In den 90er Jahren gibt es nach dem Fall der Mauer schlagartig günstigen Baugrund, vor allem in Berlin. So entstehen komplett neue Straßenzüge wie am Potsdamer Platz. Große Marken bauen große Gebäude. Die riesigen Glasfronten zeugen von Selbstdarstellung, Größenwahn und Abgrenzung nach unten. Gebaut werden fast ausschließlich Bürogebäude, was die Innenstadt spätestens nachts zu einem toten Ort macht. Das wirft die Frage auf, wem der öffentliche Raum eigentlich gehört. Dem Neoliberalismus?
Verglaste Bürogebäude: Manche finden sie schön, viele finden sie hässlich. In manchen Fällen sind sie aber vor allem eins: gefährlich. Der sogenannte »Walkie Talkie -Tower« in London ist so fehlkonstruiert, dass er Brände in der Nachbarschaft auslöste. Das 160 Meter hohe Gebäude reflektiert durch seine gekrümmte und verglaste Front das Sonnenlicht, sodass auf der Straße unterhalb des Gebäudes Temperaturen bis zu 90 Grad herrschten. Fußmatten brannten, Spiegeleier bruzelten und das Armaturenbrett eines Jaguars schmolz – war also nicht alles schlecht. Hieran zeigt sich ganz deutlich: Der Mensch wurde wieder nicht mitgedacht, beziehungsweise nur der »Homo Büros«.
Ist der zukünftige Zeitgeist vielleicht wohnlicher? Gerade trendet auf Instagram die Ästhetik des Öko-Brutalismus. Dort treffen minimalistische Betonbauten auf die Pflanzenwelt. Er hat etwas Dystopisches: Die Natur, die sich ihren Raum zurückerobert. So bricht er die Monotonie des klassischen Brutalismus. Allerdings eignet sich der Öko-Brutalismus nur für die Nachnutzung bestehender Gebäude, wie etwa der Flakturm VI in St. Pauli, in dem sich der Hamburger Club »Uebel und Gefährlich« befindet. Im Gegensatz zu den Versprechen des Greenwashing-Marketings ist Beton nämlich alles andere als umweltfreundlich, da bei der Herstellung viel CO₂ ausgestoßen wird.

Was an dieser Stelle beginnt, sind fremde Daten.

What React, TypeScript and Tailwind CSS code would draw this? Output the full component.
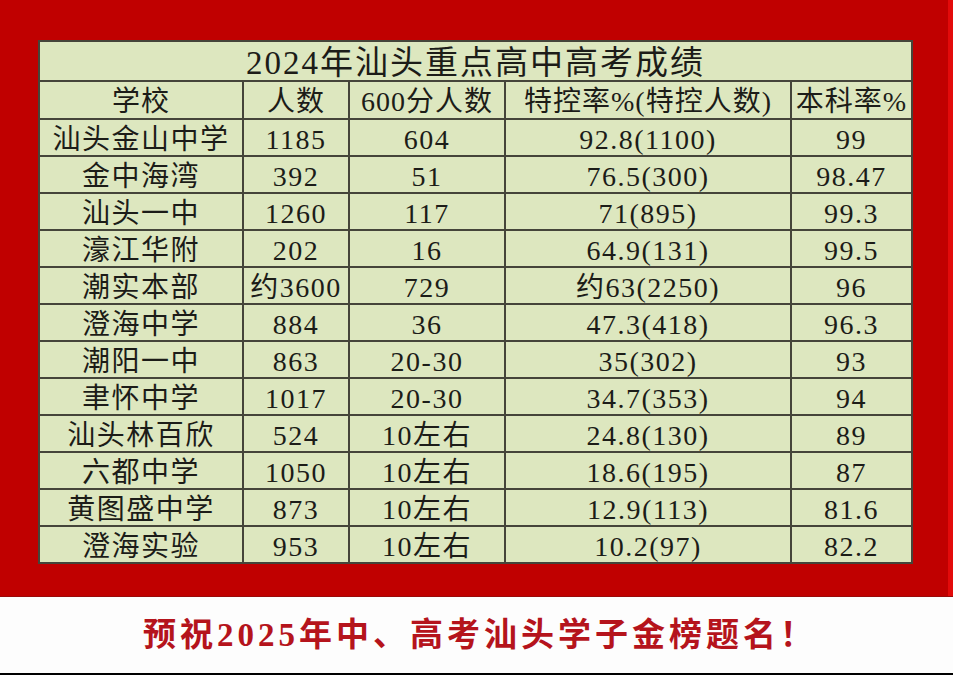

Die gute Nachricht: Nachhaltiges Bauen ist in der Architektur angekommen, der Begriff »Bauwende« ist allgegenwärtig. In der Umsetzung gibt es zurzeit zwei Strömungen. Die einen wollen smartes Bauen inklusive hypermoderner und nachhaltiger Fertigung, recyceltem Beton, Einsatz von Robotern und KI, die Wind- und Kühleffekte der Gebäude berechnet. Die andere Strömung sieht das kritisch. Es ist nachhaltiger einen Regler oder Knopf zu verbauen, da bei smartem Wohnen viele Kabel in der Wand verlegt werden müssen, die eine deutlich kürzere Lebensdauer haben als die Wand selbst. Zudem sind die hochtechnisierten Gebäude ein attraktives Ziel von Cyberangriffen. Daher setzt diese Gegenströmung auf Reduktion. Es werden natürliche Baustoffe wie Holz, Erde und Lehm verwendet und bei der Planung schon die Nachnutzung mitgedacht. Die FU macht’s vor: Die Holzlaube ist nach diesem Konzept entworfen und gebaut worden. Weiterhin ist bezahlbarer Wohnraum knapp, während urbanes Leben im Trend liegt. Es bleibt abzuwarten, welche Wohnformen sich entwickeln oder ob wir alle im Altbau alt werden. Meine Mitbewohnerin und ich sind uns jedenfalls einig: Für unsere zukünftigen Wohnungen nehmen wir angesichts der prekären Wohnungssituation, was wir bekommen. Das ist wohl der wahre heutige Zeitgeist.